# Black Lake, Hammond NY



## JJ Grandits (Nov 10, 2002)

Going up to Black Lake next week for vacation but have never been there before. Anyone here have any experience with it?
We will be doing a lot of tourist things but plan on at least three days of fishing. Any tips would be appreciated.


----------



## alleyyooper (Apr 22, 2005)

Take the time to stop in at the local bait shops and talk to the workers. They know what other fisher men are buying for bait and many times the depths and such where fish is being caught.

 Al


----------



## JJ Grandits (Nov 10, 2002)

That is pretty much a given. Actually the cottage I rented has a marina and a huge tackle shop. Keeping in mind that the people in those places are there to sell tackle and bait I prefer to talk to actual fishermen about their on water experiences. That's why I asked if anyone has actually fished it. Black Lake has a reputation for being pretty productive. I was curious about the Round Gobi situation there. One of my favorite techniques is a small leadhead jig (either black or chartreuse) with a nightcrawler on it slowly bounced just off the bottom. Gobi's would pretty much shut that down.


----------



## GREENCOUNTYPETE (Jul 25, 2006)

here is a local black lake site http://www.blacklakeny.com/forum/viewtopic.php?f=2&t=2333&sid=24d3f3603cad0dc97528b8cfda8b0f76

looks like yellow perch , crappie , sun fish , blue gill , and small mouth with some talk of catfish

sounds kind of shallow and the water fairly warm already , I'd be looking for drop offs and shallows surrounded by deep water and toss my favorite jig and leach , jig and worm or jig and minnow 

not sure if NY is a 3 line state , but if it was I would run 1-2 slip bobber rigs besides the jig I was working


----------



## JJ Grandits (Nov 10, 2002)

Well, we just got back.
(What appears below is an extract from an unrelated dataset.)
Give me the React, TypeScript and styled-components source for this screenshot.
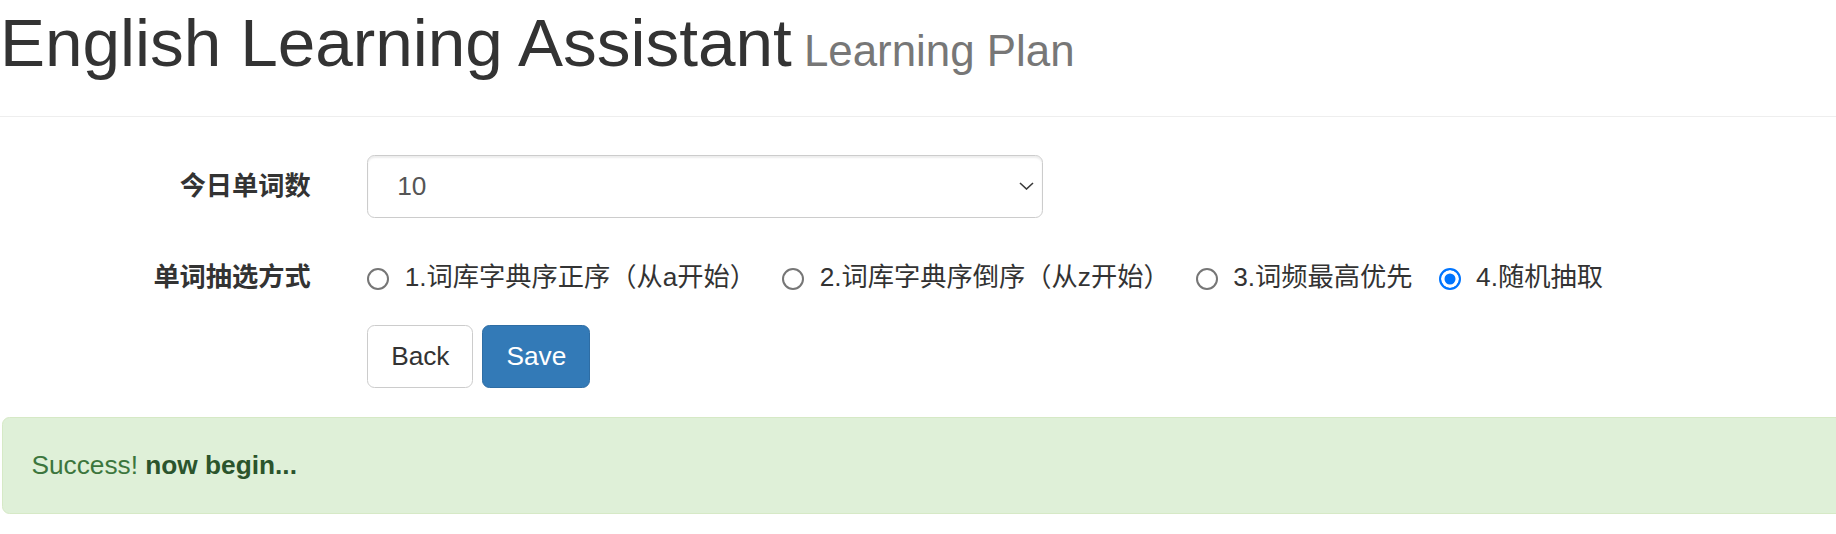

Tried to spend two days on the lake but got shut down within about four hours or so.
Monday was the first day. I got a chart of the lake and hooked up the old "Fishing Buddy" to the boat. Black lake is very shallow. the deepest part is only 29' deep and lots of the lake is in the 8' to 12' range with many shoals. Found one deep trough (24') and fished the edges. Caught a fair number of fish. Mostly Bluegill, Pumpkinseed and Perch with a few Calico's and rockbass thrown in. Moved to a mid lake area in about 12' of water. Started catching Bullhead in the 12"-13" range like no tomorrow. My wife nailed about nine of them in about 45 minutes. Unfortunately it was a very hot day (88-90 degrees) and the sun pretty much drove us off the water. The next few days were disgustingly hot so we did a lot of tourist things. Black Lake is only about a half hour to Alexandria Bay in the Thousand Islands.
Got out again on friday when some cooler weather came in.
Tried another mid lake area and started hitting really nice Perch on minnows however the wind came up very severely and made it kind of treacherous for a small boat. I've fished lake Erie before and could handle the roll but my wife was looking a little woozy so we again headed in. Later on it calmed down in the evening so I went out alone about a quarter mile out from our cottage. I was in about 8' of water and was fishing minnows and crabs on one rod and a jig with a nightcrawler on it with another. No hits on the minnow or crab but the jig did pretty good on bluegill and perch.
To be honest, the fishing was off while we were there and that being coupled with being the first time on the lake I didn't expect anything great. The bass had lockjaw. Minnows, crabs, and tube jigs did nothing. I got three bass and they were undersize (15" minimum). In spite of this, watching the screen of the fishing buddy showed that the lake is teeming with fish. Some parts of the lake looked like bad urban rush hour.
The lake is also very weedy and the water was very warm (76-78 degrees). This made it kind of tough. I'll definitely go back. Might even try for mid-late September if possible. I figure if I could get five or six days on the water and get to know the locals a little better (real nice people up there) I could have that place knocked.


----------